Exercise goal: List all lines of the data containing the word "full".

Raw records:
++++++++

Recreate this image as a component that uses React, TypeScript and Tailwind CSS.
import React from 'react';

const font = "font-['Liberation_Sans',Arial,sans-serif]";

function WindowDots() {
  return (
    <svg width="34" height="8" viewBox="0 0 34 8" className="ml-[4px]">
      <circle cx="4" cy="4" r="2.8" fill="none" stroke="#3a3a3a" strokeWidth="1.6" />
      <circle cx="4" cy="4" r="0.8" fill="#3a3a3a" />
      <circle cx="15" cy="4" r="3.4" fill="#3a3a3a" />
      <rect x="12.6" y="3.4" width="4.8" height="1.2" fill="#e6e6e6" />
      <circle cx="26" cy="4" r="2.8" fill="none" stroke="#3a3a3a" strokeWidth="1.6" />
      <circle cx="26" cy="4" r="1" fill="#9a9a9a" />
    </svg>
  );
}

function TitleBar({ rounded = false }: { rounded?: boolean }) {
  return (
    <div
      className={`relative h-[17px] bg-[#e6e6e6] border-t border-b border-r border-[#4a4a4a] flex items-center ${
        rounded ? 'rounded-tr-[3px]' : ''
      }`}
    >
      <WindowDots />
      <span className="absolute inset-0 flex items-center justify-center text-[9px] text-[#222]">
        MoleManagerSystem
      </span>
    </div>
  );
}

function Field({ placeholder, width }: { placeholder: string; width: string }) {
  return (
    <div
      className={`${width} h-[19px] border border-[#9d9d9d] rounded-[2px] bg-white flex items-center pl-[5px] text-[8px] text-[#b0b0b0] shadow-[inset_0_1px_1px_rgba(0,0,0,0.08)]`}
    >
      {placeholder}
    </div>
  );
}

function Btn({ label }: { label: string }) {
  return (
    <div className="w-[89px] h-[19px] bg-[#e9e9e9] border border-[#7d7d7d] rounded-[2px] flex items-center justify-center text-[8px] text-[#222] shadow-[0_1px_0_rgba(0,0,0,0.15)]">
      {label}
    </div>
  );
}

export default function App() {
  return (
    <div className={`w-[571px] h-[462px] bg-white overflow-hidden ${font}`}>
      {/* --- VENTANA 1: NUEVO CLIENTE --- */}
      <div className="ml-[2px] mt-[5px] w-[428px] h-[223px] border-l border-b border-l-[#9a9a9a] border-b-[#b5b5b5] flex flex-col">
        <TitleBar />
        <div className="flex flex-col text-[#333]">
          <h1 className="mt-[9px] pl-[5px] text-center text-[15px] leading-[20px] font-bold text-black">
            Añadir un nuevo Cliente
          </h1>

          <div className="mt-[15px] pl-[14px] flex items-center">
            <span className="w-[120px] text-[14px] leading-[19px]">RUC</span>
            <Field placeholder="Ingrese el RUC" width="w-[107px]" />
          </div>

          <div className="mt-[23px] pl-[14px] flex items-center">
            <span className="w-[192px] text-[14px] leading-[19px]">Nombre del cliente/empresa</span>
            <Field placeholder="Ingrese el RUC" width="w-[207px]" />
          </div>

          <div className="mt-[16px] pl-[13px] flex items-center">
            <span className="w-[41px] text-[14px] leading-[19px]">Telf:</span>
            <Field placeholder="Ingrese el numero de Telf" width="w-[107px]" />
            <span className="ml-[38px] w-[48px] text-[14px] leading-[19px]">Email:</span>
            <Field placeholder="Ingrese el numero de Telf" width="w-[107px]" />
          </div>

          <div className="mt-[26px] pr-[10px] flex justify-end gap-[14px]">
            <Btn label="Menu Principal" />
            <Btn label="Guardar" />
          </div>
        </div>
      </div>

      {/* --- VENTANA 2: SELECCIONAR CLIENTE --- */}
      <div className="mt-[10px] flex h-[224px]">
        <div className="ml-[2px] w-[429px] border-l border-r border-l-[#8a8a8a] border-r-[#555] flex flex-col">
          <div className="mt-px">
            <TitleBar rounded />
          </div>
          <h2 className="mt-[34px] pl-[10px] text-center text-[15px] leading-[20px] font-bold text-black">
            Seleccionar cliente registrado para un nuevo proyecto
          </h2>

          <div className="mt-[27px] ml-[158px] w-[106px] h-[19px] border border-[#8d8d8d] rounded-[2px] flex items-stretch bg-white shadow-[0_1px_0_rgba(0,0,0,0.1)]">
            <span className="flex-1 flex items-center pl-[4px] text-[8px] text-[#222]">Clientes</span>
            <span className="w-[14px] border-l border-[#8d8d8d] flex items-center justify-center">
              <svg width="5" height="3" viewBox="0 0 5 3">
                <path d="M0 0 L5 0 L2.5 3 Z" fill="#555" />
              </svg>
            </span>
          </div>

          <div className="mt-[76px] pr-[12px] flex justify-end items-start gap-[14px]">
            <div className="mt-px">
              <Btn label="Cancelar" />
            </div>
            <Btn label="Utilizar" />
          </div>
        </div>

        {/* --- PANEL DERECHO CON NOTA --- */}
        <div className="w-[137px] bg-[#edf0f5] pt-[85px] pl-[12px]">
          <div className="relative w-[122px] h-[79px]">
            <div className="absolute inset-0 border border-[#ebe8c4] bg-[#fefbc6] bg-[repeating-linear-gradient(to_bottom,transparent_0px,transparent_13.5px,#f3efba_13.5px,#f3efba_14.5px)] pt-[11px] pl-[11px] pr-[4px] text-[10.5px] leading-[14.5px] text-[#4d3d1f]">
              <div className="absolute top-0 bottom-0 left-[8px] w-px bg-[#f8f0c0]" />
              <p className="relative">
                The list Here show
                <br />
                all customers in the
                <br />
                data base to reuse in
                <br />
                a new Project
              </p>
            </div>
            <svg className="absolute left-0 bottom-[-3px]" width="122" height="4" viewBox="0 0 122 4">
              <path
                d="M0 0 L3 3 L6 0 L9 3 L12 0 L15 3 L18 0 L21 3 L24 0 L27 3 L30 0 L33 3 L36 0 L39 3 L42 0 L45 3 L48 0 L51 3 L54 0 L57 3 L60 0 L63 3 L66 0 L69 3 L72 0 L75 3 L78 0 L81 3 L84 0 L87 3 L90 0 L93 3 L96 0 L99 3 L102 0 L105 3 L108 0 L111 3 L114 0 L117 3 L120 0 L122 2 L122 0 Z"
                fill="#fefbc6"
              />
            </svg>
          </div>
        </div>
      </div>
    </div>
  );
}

++++++++

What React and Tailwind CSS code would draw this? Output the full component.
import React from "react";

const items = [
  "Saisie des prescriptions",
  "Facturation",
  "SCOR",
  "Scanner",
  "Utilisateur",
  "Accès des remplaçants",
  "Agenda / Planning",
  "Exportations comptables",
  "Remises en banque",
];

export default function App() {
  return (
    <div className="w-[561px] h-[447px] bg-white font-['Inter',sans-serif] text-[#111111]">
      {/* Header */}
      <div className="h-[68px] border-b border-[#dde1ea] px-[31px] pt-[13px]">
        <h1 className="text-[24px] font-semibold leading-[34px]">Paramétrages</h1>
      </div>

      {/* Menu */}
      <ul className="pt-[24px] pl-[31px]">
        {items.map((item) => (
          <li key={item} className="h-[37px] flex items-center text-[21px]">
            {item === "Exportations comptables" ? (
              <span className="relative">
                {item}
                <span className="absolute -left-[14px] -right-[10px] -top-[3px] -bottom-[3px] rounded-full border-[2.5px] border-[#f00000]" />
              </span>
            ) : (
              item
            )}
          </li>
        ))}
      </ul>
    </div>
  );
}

++++++++

Solution to the problem:
What React and Tailwind CSS code would draw this? Output the full component.
                <span className="absolute -left-[14px] -right-[10px] -top-[3px] -bottom-[3px] rounded-full border-[2.5px] border-[#f00000]" />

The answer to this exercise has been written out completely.